Klaus Schreiter und Franz Pitzal waren unterwegs, um die neuen Projekte des Kindermissionswerkes auf der Insel zu besuchen. Darunter Wasserbehälter zur Versorgung der Schulen. Im Katastrophengebiet wurden auch diese völlig zerstört. Pfarrer Schreiter erzählt: "Wir hatten einfach Glück und sicher einen guten Schutzengel". Die beiden Geistlichen sollten als Vertretung einen Gottesdienst auf der Insel Ali feiern, die von der Flut nicht betroffen war. Ein Felsen auf der Nachbarinsel Tumblo brach die Wassermassen. So hatten Klaus Schreiter und Franz Pitzal zunächst nur wenig von den Auswirkungen des Seebebens mitbekommen.
"Wir hatten kaum die Sachen abgestellt", so Klaus Schreiter, "da begann der Boden zu vibrieren, das Holzhaus verformte sich, aber schon nach zwei Minuten war alles vorbei." Zehn Minuten später wiederholte sich dieses Szenarium. Danach fand die Insel zu ihrem Alltag zurück. Erst am nächsten Morgen kam die Nachricht von der Sturmflut. Die Insel Ali mußte schnellstens evakuiert werden, da mit einem Nachbeben zu rechnen war.
"Die Menschen an der Küste hatten kaum eine Chance", führt Pfarrer Schreiter seinen Bericht fort, "denn als die Flut kam, war es schon dunkel und sie konnten nicht sehen, was auf sie zukam. Nur ein dumpfes Geräusch war zu hören, als ob sich ein Düsenjäger nähern würde". Es muß ein gigantischer Schlag gewesen sein, der alles vernichtete.
Von Aitape aus unternahmen Klaus Schreiter und Franz Pitzal in den folgenden Tagen Reisen ins Katastrophengebiet. Dort bot sich ihnen ein Bild des Schreckens. Von den Wasserbehältern für die Schulen ist nichts mehr zu sehen.
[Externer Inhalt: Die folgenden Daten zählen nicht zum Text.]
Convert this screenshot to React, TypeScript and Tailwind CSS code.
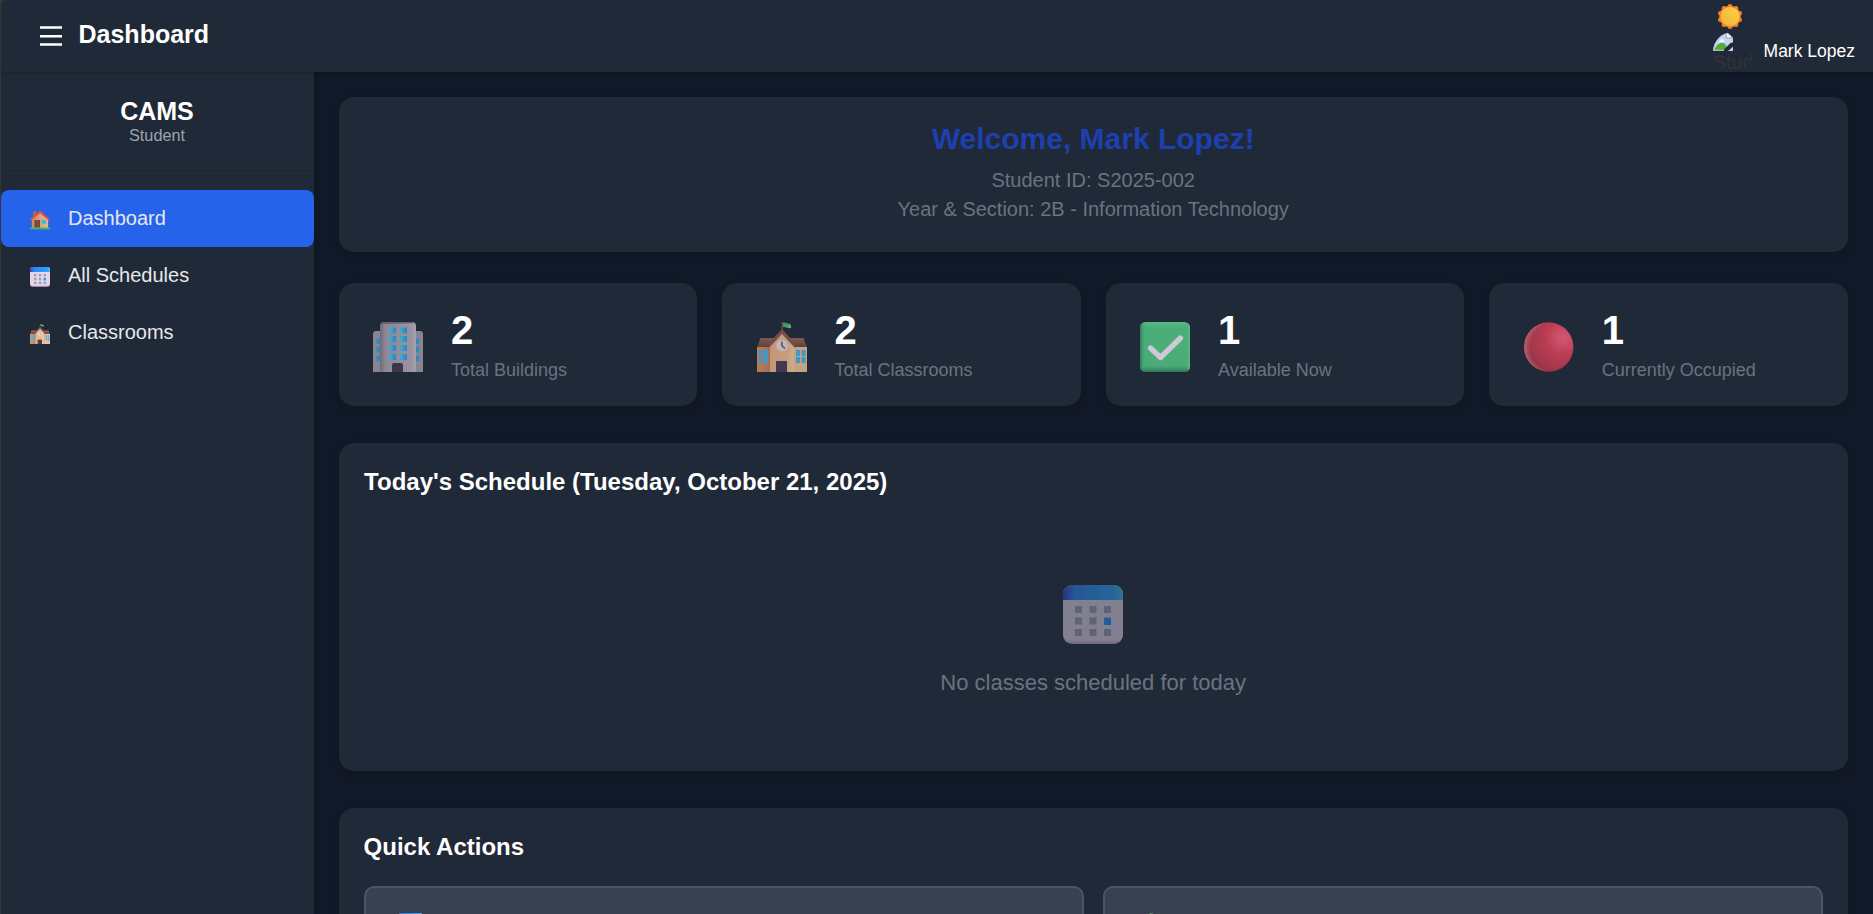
import React from "react";

type IconProps = { className?: string };

function HouseIcon({ className }: IconProps) {
  return (
    <svg viewBox="0 0 32 32" className={className}>
      <defs>
        <linearGradient id="hs-wall" x1="0" x2="1">
          <stop offset="0" stopColor="#c98a66" />
          <stop offset="1" stopColor="#f0b78a" />
        </linearGradient>
      </defs>
      <path d="M5 2h5v11H5z" fill="#a5715c" />
      <path d="M3 14 16 3l13 11v16H3z" fill="url(#hs-wall)" />
      <path d="M7 16h9v13H7z" fill="#74493f" />
      <path d="M11 16h1v13h-1z" fill="#8f5d4e" />
      <path d="M19 16h7v6h-7z" fill="#38b6f1" />
      <path d="M16 .8 0 15.2l1.500 2L16 5l14.500 12.200 1.500-2z" fill="#f04e34" />
      <path d="M0 28h32v3H0z" fill="#43b867" />
    </svg>
  );
}

function CalendarIcon({ className }: IconProps) {
  return (
    <svg viewBox="0 0 60 60" className={className}>
      <defs>
        <linearGradient id="cal-top" x1="0" x2="1">
          <stop offset="0" stopColor="#2f3fc4" />
          <stop offset=".2" stopColor="#2b86f4" />
          <stop offset=".85" stopColor="#2ea2fb" />
          <stop offset="1" stopColor="#45c0e0" />
        </linearGradient>
        <linearGradient id="cal-body" x1="0" y1="0" x2="0" y2="1">
          <stop offset="0" stopColor="#e3d8e9" />
          <stop offset=".93" stopColor="#e1d4e8" />
          <stop offset="1" stopColor="#c49fda" />
        </linearGradient>
      </defs>
      <rect width="60" height="59" rx="9" fill="url(#cal-body)" />
      <path d="M0 15V9a9 9 0 0 1 9-9h42a9 9 0 0 1 9 9v6z" fill="url(#cal-top)" />
      <g fill="#a29cb0">
        <path d="M12 21h7v7h-7zM26.500 21h7v7h-7zM41 21h7v7h-7zM12 32.500h7v7h-7zM26.500 32.500h7v7h-7zM12 44h7v7h-7zM26.500 44h7v7h-7zM41 44h7v7h-7z" />
      </g>
      <path d="M41 32.500h7v7.500h-7z" fill="#2791f4" />
    </svg>
  );
}

function SchoolIcon({ className }: IconProps) {
  return (
    <svg viewBox="0 0 50 50" className={className}>
      <defs>
        <linearGradient id="sc-mid" x1="0" x2="1">
          <stop offset="0" stopColor="#eeb288" />
          <stop offset=".7" stopColor="#eebd91" />
          <stop offset="1" stopColor="#f6d0a3" />
        </linearGradient>
        <linearGradient id="sc-left" x1="0" x2="1">
          <stop offset="0" stopColor="#df965e" />
          <stop offset="1" stopColor="#bd8266" />
        </linearGradient>
        <linearGradient id="sc-roof" x1="0" y1="0" x2="0" y2="1">
          <stop offset="0" stopColor="#9b665c" />
          <stop offset="1" stopColor="#71463f" />
        </linearGradient>
      </defs>
      <path d="M24.500 0h1.500v9h-1.500z" fill="#775048" />
      <path d="M26 .8c3-.8 4 1 7.500 1.200l.5 4c-3 1-4-.8-8-1z" fill="#43b867" />
      <path d="M31 3l3 .5v2.500l-3-.2z" fill="#7dd37c" />
      <path d="M3.500 16h43l3.500 9H0z" fill="url(#sc-roof)" />
      <path d="M0 25h13v25H0z" fill="url(#sc-left)" />
      <path d="M37 25h13v25H37z" fill="#efc294" />
      <path d="M13 24 25 11l12 13v26H13z" fill="url(#sc-mid)" />
      <path d="m25 7-13 14v5l13-14 13 14v-5z" fill="#8b594e" />
      <path d="M2 28h4v6H2zM7 28h4v6H7zM2 35h4v6H2zM7 35h4v6H7zM39 28h4v6h-4zM44.500 28h4v6h-4zM39 35h4v6h-4zM44.500 35h4v6h-4z" fill="#45b5f2" />
      <circle cx="25" cy="23.500" r="5.700" fill="#e6d9e9" />
      <path d="M24.800 19.500v4l3.200 3" fill="none" stroke="#765050" strokeWidth="1.500" />
      <path d="M19 39h11v11H19z" fill="#4b3c59" />
    </svg>
  );
}

function BuildingIcon({ className }: IconProps) {
  return (
    <svg viewBox="0 0 50 50" className={className}>
      <defs>
        <linearGradient id="bd-mid" x1="0" x2="1">
          <stop offset="0" stopColor="#817987" />
          <stop offset=".15" stopColor="#a9a0af" />
          <stop offset=".85" stopColor="#b7adbc" />
          <stop offset="1" stopColor="#c8bec9" />
        </linearGradient>
        <linearGradient id="bd-win" x1="0" x2="1">
          <stop offset="0" stopColor="#55cdee" />
          <stop offset="1" stopColor="#2e9be2" />
        </linearGradient>
      </defs>
      <path d="M0 50V12a3 3 0 0 1 3-3h7v41z" fill="#a49ba8" />
      <path d="M40 9h7a3 3 0 0 1 3 3v38H40z" fill="#a39aaa" />
      <path d="M3.500 16.500H7V22H3.500zM3.500 25H7v5.500H3.500zM3.500 33.500H7V39H3.500zM43 16.500h3V22h-3zM43 25h3v5.500h-3zM43 33.500h3V39h-3z" fill="#35a2e6" />
      <path d="M7 50V4a4 4 0 0 1 4-4h28a4 4 0 0 1 4 4v46z" fill="url(#bd-mid)" />
      <path d="M8.300 1.900A4 4 0 0 1 11 0h28a4 4 0 0 1 2.700 1.200z" fill="#786f80" />
      <g fill="url(#bd-win)">
        <rect x="16" y="5.500" width="7" height="6" />
        <rect x="26.500" y="5.500" width="7.500" height="6" />
        <rect x="16" y="14" width="7" height="6" />
        <rect x="26.500" y="14" width="7.500" height="6" />
        <rect x="16" y="23" width="7" height="6" />
        <rect x="26.500" y="23" width="7.500" height="6" />
        <rect x="16" y="32" width="7" height="6" />
        <rect x="26.500" y="32" width="7.500" height="6" />
      </g>
      <path d="M19 50v-7a2 2 0 0 1 2-2h7a2 2 0 0 1 2 2v7z" fill="#47384f" />
    </svg>
  );
}

function CheckIcon({ className }: IconProps) {
  return (
    <svg viewBox="0 0 50 50" className={className}>
      <defs>
        <linearGradient id="ck-x" x1="0" x2="1">
          <stop offset="0" stopColor="#2d7d59" stopOpacity=".8" />
          <stop offset=".12" stopColor="#58d590" stopOpacity="0" />
          <stop offset=".93" stopColor="#58d590" stopOpacity="0" />
          <stop offset="1" stopColor="#6fe29f" />
        </linearGradient>
        <linearGradient id="ck-y" x1="0" y1="0" x2="0" y2="1">
          <stop offset="0" stopColor="#66dd98" />
          <stop offset=".12" stopColor="#56d08a" />
          <stop offset=".88" stopColor="#56cc89" />
          <stop offset="1" stopColor="#358963" />
        </linearGradient>
      </defs>
      <rect width="50" height="50" rx="5.500" fill="url(#ck-y)" />
      <rect width="50" height="50" rx="5.500" fill="url(#ck-x)" />
      <path d="M10.500 26 20.500 35.500 40.500 16" fill="none" stroke="#fbf0ff" strokeWidth="5.300" strokeLinecap="round" strokeLinejoin="round" />
    </svg>
  );
}

function RedCircleIcon({ className }: IconProps) {
  return (
    <svg viewBox="0 0 50 50" className={className}>
      <defs>
        <radialGradient id="rc-main" cx=".79" cy=".31" r=".8">
          <stop offset="0" stopColor="#fc6384" />
          <stop offset=".16" stopColor="#f45b78" />
          <stop offset=".42" stopColor="#e3445a" />
          <stop offset=".8" stopColor="#c83b52" />
          <stop offset="1" stopColor="#b0384c" />
        </radialGradient>
        <radialGradient id="rc-rim" cx=".64" cy=".5" r=".65">
          <stop offset=".78" stopColor="#f5a0a0" stopOpacity="0" />
          <stop offset="1" stopColor="#f5a0a0" stopOpacity=".6" />
        </radialGradient>
      </defs>
      <circle cx="24.700" cy="25" r="24.700" fill="url(#rc-main)" />
      <circle cx="24.700" cy="25" r="24.700" fill="url(#rc-rim)" />
    </svg>
  );
}

function SunIcon({ className }: IconProps) {
  return (
    <svg viewBox="0 0 24 25" className={className}>
      <defs>
        <linearGradient id="sn-core" x1="1" y1="0" x2="0" y2="1">
          <stop offset="0" stopColor="#ffd83e" />
          <stop offset="1" stopColor="#eeae3c" />
        </linearGradient>
      </defs>
      <g fill="#fa7f2e">
        <circle cx="12" cy="12.500" r="10.800" />
        <circle cx="12" cy="2.300" r="2.300" />
        <circle cx="18" cy="4.300" r="2.300" />
        <circle cx="21.700" cy="9.300" r="2.300" />
        <circle cx="21.700" cy="15.700" r="2.300" />
        <circle cx="18" cy="20.700" r="2.300" />
        <circle cx="12" cy="22.700" r="2.300" />
        <circle cx="6" cy="20.700" r="2.300" />
        <circle cx="2.300" cy="15.700" r="2.300" />
        <circle cx="2.300" cy="9.300" r="2.300" />
        <circle cx="6" cy="4.300" r="2.300" />
      </g>
      <circle cx="12" cy="12.500" r="9.500" fill="url(#sn-core)" />
    </svg>
  );
}

function MissingImageIcon({ className }: IconProps) {
  return (
    <svg viewBox="0 0 20 20" className={className}>
      <path d="M0 0h14l6 6v13H0z" fill="#c3d5f6" />
      <path d="M.7 0v18.400H20" fill="none" stroke="#b4b6ba" strokeWidth="1.400" />
      <path d="M7 8.500c.5-2 3-2 3.500-.3 1 0 1.500 1.500.5 1.900H6.600c-1-.3-.8-1.600.4-1.600z" fill="#f3f7ff" />
      <path d="M1.500 17.700c1.500-4 4-6.700 8-6.700 2.500 0 4 2 5 6.700z" fill="#4fae33" />
      <path d="M13.300 0v6H20z" fill="#fff" stroke="#9b9ea3" strokeWidth="1" />
      <path d="M20 10.500 17.500 11 11 17.500V20h3.500L20 15z" fill="#202937" />
      <path d="M15 19.100 20 14.800v4.300z" fill="#c9cbd0" />
    </svg>
  );
}

const navItems = [
  { label: "Dashboard", Icon: HouseIcon, active: true },
  { label: "All Schedules", Icon: CalendarIcon, active: false },
  { label: "Classrooms", Icon: SchoolIcon, active: false },
];

const stats = [
  { value: "2", label: "Total Buildings", Icon: BuildingIcon },
  { value: "2", label: "Total Classrooms", Icon: SchoolIcon },
  { value: "1", label: "Available Now", Icon: CheckIcon },
  { value: "1", label: "Currently Occupied", Icon: RedCircleIcon },
];

const actions = [
  { id: "schedules", Icon: CalendarIcon },
  { id: "classrooms", Icon: SchoolIcon },
];

function Header() {
  return (
    <header className="z-10 flex h-[72px] shrink-0 justify-between rounded-tl-[5px] bg-[#202937] pl-[39px] pr-[18px] shadow-[0_1px_3px_rgba(0,0,0,0.2)]">
      <div className="flex h-[69px] items-center gap-[16.5px]">
        <svg viewBox="0 0 22 20" className="mt-[3px] h-5 w-[22px]">
          <path d="M0 1.500h22M0 10.200h22M0 18.500h22" stroke="#fff" strokeWidth="2.500" />
        </svg>
        <h1 className="text-[25px] font-bold leading-[29px] text-white">Dashboard</h1>
      </div>
      <div className="flex flex-col">
        <SunIcon className="ml-[5px] mt-[4px] h-[25px] w-6" />
        <div className="mt-[3px] flex h-10 items-center gap-[11px]">
          <div className="h-10 w-10 overflow-hidden rounded-full text-[20px] leading-[20px] text-[#333333]">
            <MissingImageIcon className="h-5 w-5" />
            <div>Stud</div>
          </div>
          <span className="mb-[2px] text-[17.5px] leading-5 text-white">Mark Lopez</span>
        </div>
      </div>
    </header>
  );
}

function Sidebar() {
  return (
    <aside className="z-[5] w-[313px] shrink-0 bg-[#202937] shadow-[1px_0_5px_rgba(0,0,0,0.15)]">
      <div className="flex h-[99px] flex-col items-center border-b border-[#1b2532] pr-px pt-[25px]">
        <div className="text-[25px] font-bold leading-[28px] text-white">CAMS</div>
        <div className="text-[16.25px] leading-5 text-[#9ca3af]">Student</div>
      </div>
      <nav className="pt-[19px]">
        {navItems.map(({ label, Icon, active }) => (
          <a
            key={label}
            className={
              active
                ? "flex h-[57px] items-center gap-[18px] rounded-lg bg-[#2563eb] pl-[29px]"
                : "flex h-[57px] items-center gap-[18px] rounded-lg pl-[29px]"
            }
          >
            <Icon className="mt-[3px] h-5 w-5" />
            <span className="mb-[2px] text-[20px] leading-6 text-[#e5e7eb]">{label}</span>
          </a>
        ))}
      </nav>
    </aside>
  );
}

export default function App() {
  return (
    <div className="h-[914px] overflow-hidden bg-[#3a3735] pl-px font-['Liberation_Sans',Arial,sans-serif]">
      <div className="flex h-full flex-col">
        <Header />
        <div className="flex min-h-0 flex-1">
          <Sidebar />
          <main className="flex min-w-0 flex-1 flex-col overflow-hidden bg-[#111827] py-[25px] pl-[24.6px] pr-[25.2px]">
            <section className="h-[155px] shrink-0 rounded-[15px] bg-[#202937] pt-[25px] text-center shadow-[0_2px_6px_rgba(0,0,0,0.1)]">
              <h2 className="text-[30px] font-bold leading-[34px] text-[#1e40af]">Welcome, Mark Lopez!</h2>
              <p className="mt-[10px] text-[20px] leading-[29px] text-[#6b7280]">Student ID: S2025-002</p>
              <p className="text-[20px] leading-[29px] text-[#6b7280]">Year &amp; Section: 2B - Information Technology</p>
            </section>

            <section className="mt-[31px] grid shrink-0 grid-cols-4 gap-[25px]">
              {stats.map(({ value, label, Icon }) => (
                <div
                  key={label}
                  className="flex h-[123px] gap-[28px] rounded-[15px] bg-[#202937] pl-[34.4px] shadow-[0_2px_6px_rgba(0,0,0,0.1)]"
                >
                  <Icon className="mt-[39px] size-[50px] opacity-80" />
                  <div className="pt-6">
                    <div className="text-[40px] font-bold leading-[46px] text-white">{value}</div>
                    <div className="mt-[7px] text-[18px] leading-5 text-[#6b7280]">{label}</div>
                  </div>
                </div>
              ))}
            </section>

            <section className="mt-[37px] h-[328px] shrink-0 rounded-[15px] bg-[#202937] px-[25px] pt-[25px] shadow-[0_2px_6px_rgba(0,0,0,0.1)]">
              <h3 className="pl-[0.5px] text-[24px] font-bold leading-[28px] text-white">Today's Schedule (Tuesday, October 21, 2025)</h3>
              <div className="flex flex-col items-center pt-[89px]">
                <CalendarIcon className="size-[60px] opacity-50" />
                <p className="mt-[25px] text-[22px] leading-[26px] text-[#6b7280]">No classes scheduled for today</p>
              </div>
            </section>

            <section className="mt-[37px] h-[240px] shrink-0 rounded-[15px] bg-[#202937] px-[25px] pt-[25px] shadow-[0_2px_6px_rgba(0,0,0,0.1)]">
              <h3 className="text-[24px] font-bold leading-[28px] text-white">Quick Actions</h3>
              <div className="mt-[25px] grid grid-cols-2 gap-[19px]">
                {actions.map(({ id, Icon }) => (
                  <div
                    key={id}
                    className="h-[100px] rounded-[10px] border-2 border-[#4b5563] bg-[#394150] pl-[32px] pt-[25px]"
                  >
                    <Icon className="size-[25px]" />
                  </div>
                ))}
              </div>
            </section>
          </main>
        </div>
      </div>
    </div>
  );
}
Das einzige, was noch steht, sind die Kirche, die Missions- und die Krankenstation. Klaus Schreiter und Franz Pitzal halfen bei den Aufräumungsarbeiten und kamen mit den Überlebenden ins Gespräch. Unter anderem trafen sie eine Frau, deren Mann unter den Trümmern ihres Hauses begraben war. Er war tot. "Wir beteten mit dieser Frau und trösteten sie. Es war ein sehr tragisches Erlebnis", so Schreiter.
Versorgt wurden die Leute von den Sammelstellen aus, von welchen die Verletzten mit Hubschraubern in Krankenhäuser gebracht wurden, die allerdings völlig überfüllt waren. Die meiste Soforthilfe kam aus dem benachbarten Australien. Insgesamt verliefen die Rettungsarbeiten jedoch sehr schwierig, denn es gibt in Papua-Neuguinea kaum Straßen und im Busch nur Trampelpfade. Es war tragisch, die Leute zu sehen, die auf einmal alles verloren hatten, berichtet der Geraer Pfarrer. Familien wurden auseinandergerissen, die Überlebenden standen tagelang unter Schock. "Solche Katastrophen sind die Einheimischen zwar gewöhnt, sie haben öfter mit solchen Naturereignissen zu kämpfen, aber der Neuanfang ist sehr schwierig", fährt der Seelsorger fort. Es wird noch lange dauern, bis es wieder so etwas wie einen geregelten Alltag gibt. Und die Soforthilfe wird dann längst vergeben sein.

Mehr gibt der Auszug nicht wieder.